Bets are off in Vegas, which is always a good sign. I’m leaning towards San Jose winning tonight’s contest on the road not only because they won the first meeting this season 2-1, but based on their power play – I believe it to be better than the Kings‘ penalty kill. We’ll see if that holds true.
- Jason Pominville (1982-) – This right wing was selected by Buffalo in the 2001 NHL Entry Draft, but he’s currently playing in Minnesota.
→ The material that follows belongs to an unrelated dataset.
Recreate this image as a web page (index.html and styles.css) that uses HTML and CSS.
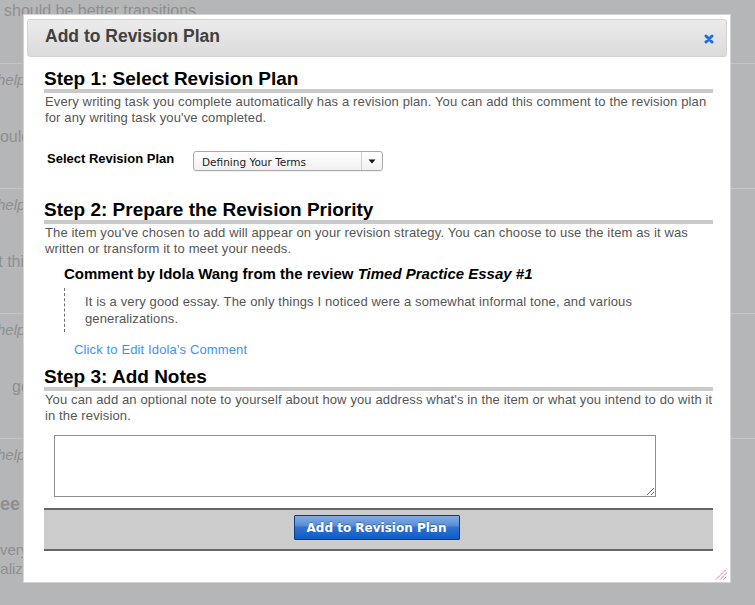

He was an All-Star in 2012, the same season he was traded.
Tom Rowe may not have turned the Panthers into winners overnight, but they were good enough to force a shootout in Chicago before falling 2-1.
Only 35 seconds after returning to the ice from the second intermission, Jaromir Jagr (Jonathan Marchessault and Aaron Ekblad) took advantage of a Niklas Hjalmarsson hooking penalty carried over from late in the second period with a power play wrister to level the game at one-all.
Neither team was able to score a winner in either the remaining time in regulation or three-on-three overtime, so we were off to the Game of the Day series’ second shootout in four days.
- Up first was Patrick Kane for Chicago, but his shot was saved by Roberto Luongo.
- Vincent Trocheck went next, but he did even worse than Kane – his shot wasn’t even on frame and did not require a Corey Crawford save.
- Second Star of the Game Artemi Panarin was the first to strike shootout blood, giving Chicago a 1-0 lead.
- Aleksander Barkov‘s tying attempt was saved by Crawford.
- Panik sealed the victory for Chicago with another goal.
First Star Crawford earned the victory after saving 38-of-39 shots faced (97.4%), while Third Star Luongo saved 32-of-33 (97%) in the shootout loss.
That home victory extends the hosts’ lead to eight points in the DtFR Game of the Day series with a record of 28-16-7.